_WHAT TO DO:_ Wherever a line below holds the word "React", copy that line.
────────────────────────────────────────
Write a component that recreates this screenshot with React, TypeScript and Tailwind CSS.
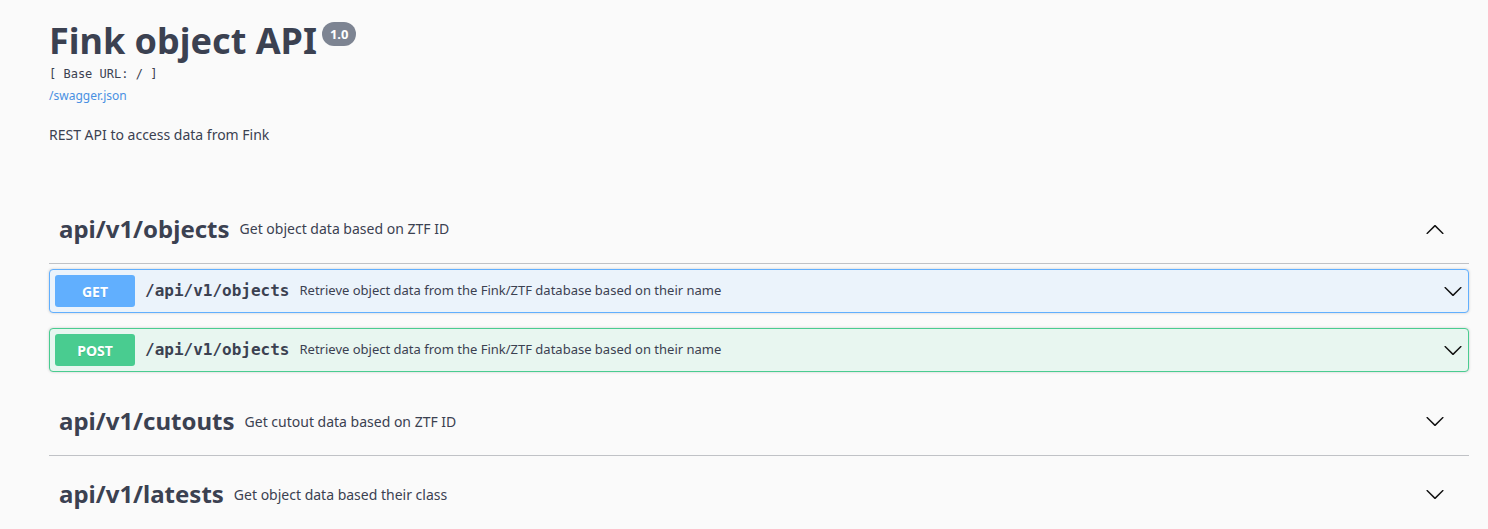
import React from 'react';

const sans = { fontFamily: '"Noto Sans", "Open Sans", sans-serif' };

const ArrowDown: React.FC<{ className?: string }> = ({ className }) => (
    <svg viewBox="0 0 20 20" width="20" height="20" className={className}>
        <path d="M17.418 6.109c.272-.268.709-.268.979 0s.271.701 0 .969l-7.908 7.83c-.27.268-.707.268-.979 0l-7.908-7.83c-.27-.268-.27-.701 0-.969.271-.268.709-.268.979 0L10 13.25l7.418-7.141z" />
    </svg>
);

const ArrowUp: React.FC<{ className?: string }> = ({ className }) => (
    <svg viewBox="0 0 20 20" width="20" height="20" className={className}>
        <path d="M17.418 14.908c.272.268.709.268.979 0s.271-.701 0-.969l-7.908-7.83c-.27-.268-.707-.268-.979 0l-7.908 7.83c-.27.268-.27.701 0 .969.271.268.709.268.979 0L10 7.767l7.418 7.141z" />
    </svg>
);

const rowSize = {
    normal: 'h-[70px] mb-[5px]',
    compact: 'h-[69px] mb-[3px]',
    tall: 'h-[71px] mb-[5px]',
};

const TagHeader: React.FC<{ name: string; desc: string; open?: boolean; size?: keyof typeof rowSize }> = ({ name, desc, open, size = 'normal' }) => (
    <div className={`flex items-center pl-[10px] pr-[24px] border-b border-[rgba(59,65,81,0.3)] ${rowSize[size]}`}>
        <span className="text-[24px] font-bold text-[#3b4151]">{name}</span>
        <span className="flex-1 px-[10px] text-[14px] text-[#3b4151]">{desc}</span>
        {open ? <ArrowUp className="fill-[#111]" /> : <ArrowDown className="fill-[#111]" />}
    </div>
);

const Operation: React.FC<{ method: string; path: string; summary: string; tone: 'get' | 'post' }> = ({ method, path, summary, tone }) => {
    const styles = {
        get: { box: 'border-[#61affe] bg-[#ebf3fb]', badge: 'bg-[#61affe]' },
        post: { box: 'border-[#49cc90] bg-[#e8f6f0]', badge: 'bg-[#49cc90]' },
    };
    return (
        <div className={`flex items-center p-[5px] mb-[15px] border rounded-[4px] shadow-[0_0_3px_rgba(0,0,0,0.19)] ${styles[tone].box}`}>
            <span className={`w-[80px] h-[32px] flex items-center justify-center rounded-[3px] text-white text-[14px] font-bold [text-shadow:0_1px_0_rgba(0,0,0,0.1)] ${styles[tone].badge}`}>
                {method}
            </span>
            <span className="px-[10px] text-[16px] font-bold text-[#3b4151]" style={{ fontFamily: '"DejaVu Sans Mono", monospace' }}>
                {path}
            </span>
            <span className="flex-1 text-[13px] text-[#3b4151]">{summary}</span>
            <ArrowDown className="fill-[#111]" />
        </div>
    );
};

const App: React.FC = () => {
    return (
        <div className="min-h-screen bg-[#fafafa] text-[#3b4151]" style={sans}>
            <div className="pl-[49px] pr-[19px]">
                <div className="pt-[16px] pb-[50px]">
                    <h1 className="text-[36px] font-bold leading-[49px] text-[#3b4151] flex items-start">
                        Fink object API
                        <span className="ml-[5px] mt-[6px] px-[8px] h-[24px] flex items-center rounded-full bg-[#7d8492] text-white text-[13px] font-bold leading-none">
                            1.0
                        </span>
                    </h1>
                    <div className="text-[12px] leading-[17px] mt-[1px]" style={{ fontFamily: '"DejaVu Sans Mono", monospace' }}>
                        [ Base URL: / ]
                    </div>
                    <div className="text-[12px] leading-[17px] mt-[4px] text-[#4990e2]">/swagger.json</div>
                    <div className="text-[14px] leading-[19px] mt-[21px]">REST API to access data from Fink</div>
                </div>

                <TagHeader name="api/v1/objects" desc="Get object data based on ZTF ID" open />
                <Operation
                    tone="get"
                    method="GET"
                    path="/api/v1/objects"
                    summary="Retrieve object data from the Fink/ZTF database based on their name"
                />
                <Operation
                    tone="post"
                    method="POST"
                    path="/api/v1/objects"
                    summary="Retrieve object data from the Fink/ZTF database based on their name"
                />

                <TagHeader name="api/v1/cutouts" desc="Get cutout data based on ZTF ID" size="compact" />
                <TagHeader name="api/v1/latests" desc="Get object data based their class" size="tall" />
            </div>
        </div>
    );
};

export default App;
────────────────────────────────────────
_RESULT FOR THIS TASK:_
Write a component that recreates this screenshot with React, TypeScript and Tailwind CSS.
import React from 'react';
const ArrowDown: React.FC<{ className?: string }> = ({ className }) => (
const ArrowUp: React.FC<{ className?: string }> = ({ className }) => (
const TagHeader: React.FC<{ name: string; desc: string; open?: boolean; size?: keyof typeof rowSize }> = ({ name, desc, open, size = 'normal' }) => (
const Operation: React.FC<{ method: string; path: string; summary: string; tone: 'get' | 'post' }> = ({ method, path, summary, tone }) => {
const App: React.FC = () => {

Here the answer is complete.